## START Extracted records

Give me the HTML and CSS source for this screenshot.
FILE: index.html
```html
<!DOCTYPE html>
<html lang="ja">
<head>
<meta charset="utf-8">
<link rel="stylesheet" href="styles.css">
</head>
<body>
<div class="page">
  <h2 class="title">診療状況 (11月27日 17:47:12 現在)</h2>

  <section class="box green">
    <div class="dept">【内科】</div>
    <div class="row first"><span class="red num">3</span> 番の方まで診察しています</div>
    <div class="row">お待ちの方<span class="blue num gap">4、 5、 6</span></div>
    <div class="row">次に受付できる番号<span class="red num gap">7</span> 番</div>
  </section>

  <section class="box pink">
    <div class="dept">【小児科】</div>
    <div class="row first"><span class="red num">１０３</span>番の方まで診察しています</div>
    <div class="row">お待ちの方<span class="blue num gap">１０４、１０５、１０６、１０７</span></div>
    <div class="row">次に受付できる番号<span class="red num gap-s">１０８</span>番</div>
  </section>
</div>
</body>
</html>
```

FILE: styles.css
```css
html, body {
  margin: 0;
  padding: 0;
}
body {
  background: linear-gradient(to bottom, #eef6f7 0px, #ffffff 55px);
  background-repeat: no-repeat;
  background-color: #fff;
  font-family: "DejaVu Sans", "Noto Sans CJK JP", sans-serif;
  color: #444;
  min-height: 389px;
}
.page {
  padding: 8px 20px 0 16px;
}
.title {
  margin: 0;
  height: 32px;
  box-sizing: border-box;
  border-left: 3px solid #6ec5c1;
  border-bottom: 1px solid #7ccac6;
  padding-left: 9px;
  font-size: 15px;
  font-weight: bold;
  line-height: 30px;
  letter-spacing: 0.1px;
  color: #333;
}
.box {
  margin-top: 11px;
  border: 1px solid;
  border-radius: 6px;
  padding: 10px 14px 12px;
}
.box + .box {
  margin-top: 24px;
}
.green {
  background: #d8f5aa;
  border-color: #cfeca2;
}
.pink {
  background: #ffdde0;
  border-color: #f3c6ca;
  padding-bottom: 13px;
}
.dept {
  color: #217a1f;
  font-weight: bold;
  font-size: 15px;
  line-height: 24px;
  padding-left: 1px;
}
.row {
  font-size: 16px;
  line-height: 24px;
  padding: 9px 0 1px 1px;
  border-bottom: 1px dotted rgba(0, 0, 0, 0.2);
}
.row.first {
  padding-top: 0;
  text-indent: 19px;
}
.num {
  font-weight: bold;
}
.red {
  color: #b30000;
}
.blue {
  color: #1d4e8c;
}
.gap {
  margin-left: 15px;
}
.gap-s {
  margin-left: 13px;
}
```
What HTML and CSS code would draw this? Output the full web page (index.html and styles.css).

## END Extracted records

- Given request: Extract the entries above verbatim.

- Reply:
Give me the HTML and CSS source for this screenshot.
FILE: index.html
```html
<!DOCTYPE html>
<html lang="ja">
<head>
<meta charset="utf-8">
<link rel="stylesheet" href="styles.css">
</head>
<body>
<div class="page">
  <h2 class="title">診療状況 (11月27日 17:47:12 現在)</h2>

  <section class="box green">
    <div class="dept">【内科】</div>
    <div class="row first"><span class="red num">3</span> 番の方まで診察しています</div>
    <div class="row">お待ちの方<span class="blue num gap">4、 5、 6</span></div>
    <div class="row">次に受付できる番号<span class="red num gap">7</span> 番</div>
  </section>

  <section class="box pink">
    <div class="dept">【小児科】</div>
    <div class="row first"><span class="red num">１０３</span>番の方まで診察しています</div>
    <div class="row">お待ちの方<span class="blue num gap">１０４、１０５、１０６、１０７</span></div>
    <div class="row">次に受付できる番号<span class="red num gap-s">１０８</span>番</div>
  </section>
</div>
</body>
</html>
```

FILE: styles.css
```css
html, body {
  margin: 0;
  padding: 0;
}
body {
  background: linear-gradient(to bottom, #eef6f7 0px, #ffffff 55px);
  background-repeat: no-repeat;
  background-color: #fff;
  font-family: "DejaVu Sans", "Noto Sans CJK JP", sans-serif;
  color: #444;
  min-height: 389px;
}
.page {
  padding: 8px 20px 0 16px;
}
.title {
  margin: 0;
  height: 32px;
  box-sizing: border-box;
  border-left: 3px solid #6ec5c1;
  border-bottom: 1px solid #7ccac6;
  padding-left: 9px;
  font-size: 15px;
  font-weight: bold;
  line-height: 30px;
  letter-spacing: 0.1px;
  color: #333;
}
.box {
  margin-top: 11px;
  border: 1px solid;
  border-radius: 6px;
  padding: 10px 14px 12px;
}
.box + .box {
  margin-top: 24px;
}
.green {
  background: #d8f5aa;
  border-color: #cfeca2;
}
.pink {
  background: #ffdde0;
  border-color: #f3c6ca;
  padding-bottom: 13px;
}
.dept {
  color: #217a1f;
  font-weight: bold;
  font-size: 15px;
  line-height: 24px;
  padding-left: 1px;
}
.row {
  font-size: 16px;
  line-height: 24px;
  padding: 9px 0 1px 1px;
  border-bottom: 1px dotted rgba(0, 0, 0, 0.2);
}
.row.first {
  padding-top: 0;
  text-indent: 19px;
}
.num {
  font-weight: bold;
}
.red {
  color: #b30000;
}
.blue {
  color: #1d4e8c;
}
.gap {
  margin-left: 15px;
}
.gap-s {
  margin-left: 13px;
}
```
What HTML and CSS code would draw this? Output the full web page (index.html and styles.css).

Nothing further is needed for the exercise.